Reading is fundamental


There is no such thing as a great ‘dumb’ actor.  The most famous “dumb blonde”, Ms. Marilyn Monroe, was always seen with a book in hand.  And not just any book, but one of the Russians (Tolstoy, Dostoyevskey)!  A good actor knows a little bit about a lot of things.  In this day of reality TV, with instant celebrities that come and go like toilet paper,  a great way to insure longevity is to be well-rounded and intelligent.

Why is reading so important for actors?  Words, and how they are conveyed, are the vehicles of our expression.  They are our paintbrushes, our violins.  Words are the symbols that we use to convey images, stories and feelings (even though what we are conveying is the white part of the page).   If you want to be able to do better at your readings…READ!

Once you understand how writers tell stories, you’re better able to discern the author’s intent with greater  speed and accuracy.

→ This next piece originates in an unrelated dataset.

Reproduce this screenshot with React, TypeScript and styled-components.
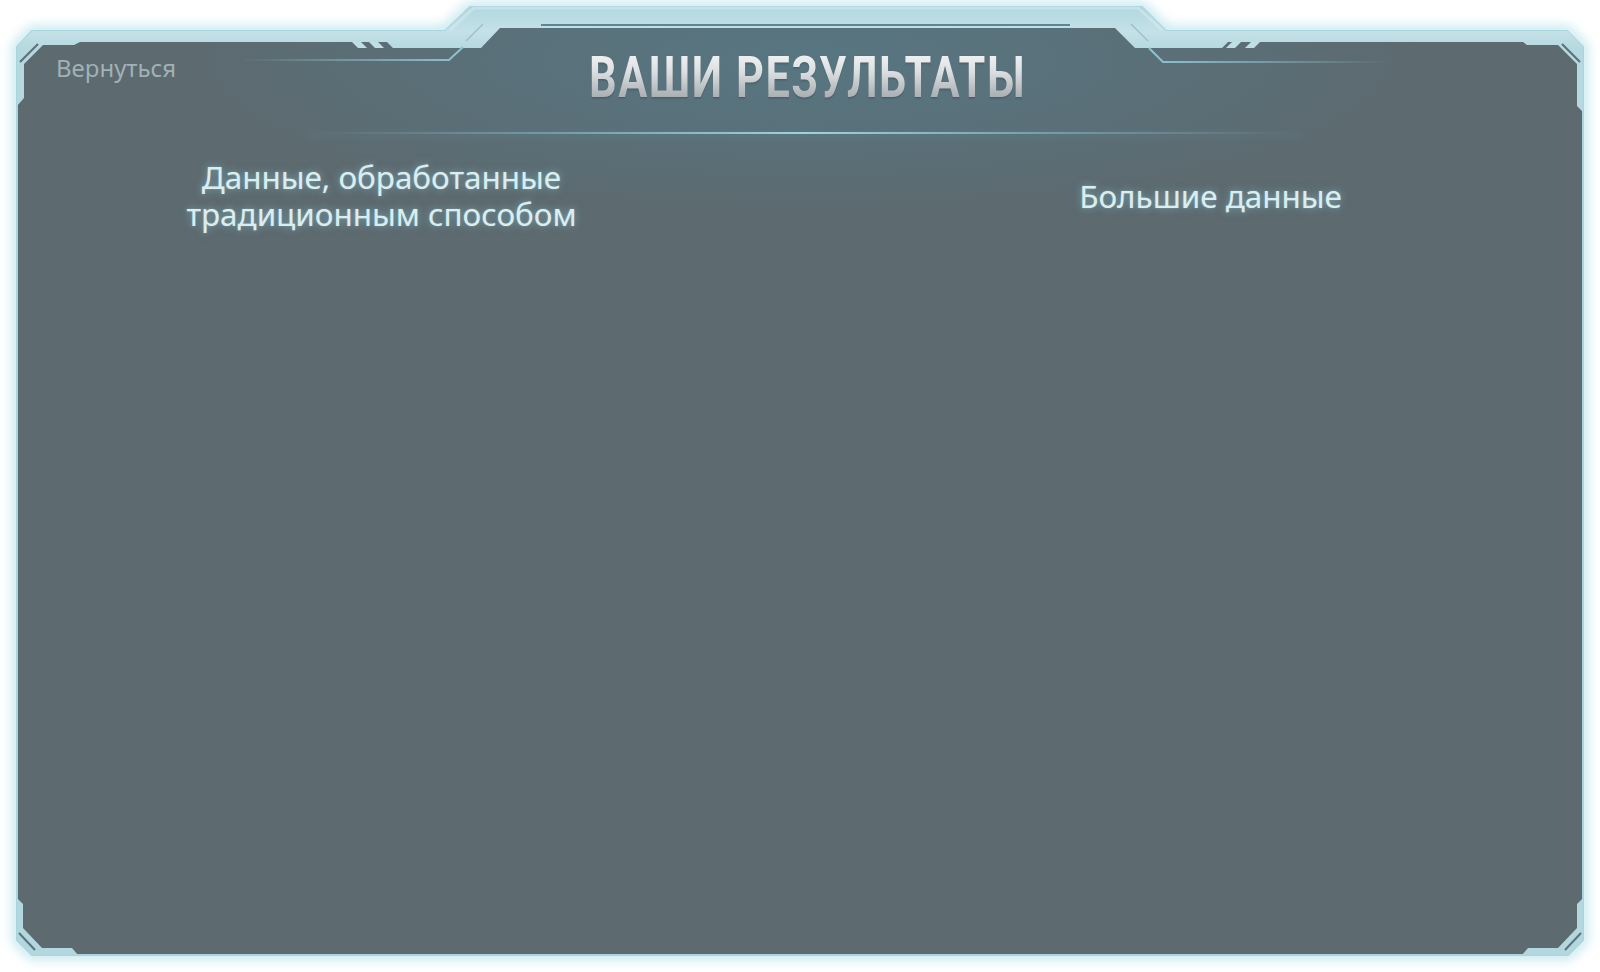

The imaginary leap that we make between our day-to-day physical world reality and the given circumstances of the script become easier to maneuver when you are already doing it daily every time you pick up a book.

While google may be the greatest gift to actors in their ability to understand and research a role – I’m not writing about the mental benefits of reading.  I’m alluding to the way that reading expands your imagination and library of images and senses.

When you read a wonderful novel, you are swept up in the sensory milieu of the character.  To understand a day in the pre(and post)-Civil War South – read “Gone with the Wind” . To fully undersand the psyche and thoughts of a murderer read “Crime and Punishment”. 

We are in the business of understanding and presenting humanity.  The more that you read, the more you see the common thread that runs through all of us.  Though people from the past may look different in pictures and paintings, they were just like us.  Perhaps they dressed differently and had different ideas of hygiene, but they had more in common than we might want to admit.

Plus, if you read for just a few minutes before going to bed (rather than watching TV), you just may find that your dreams more vivid as your imagination has already been accessed.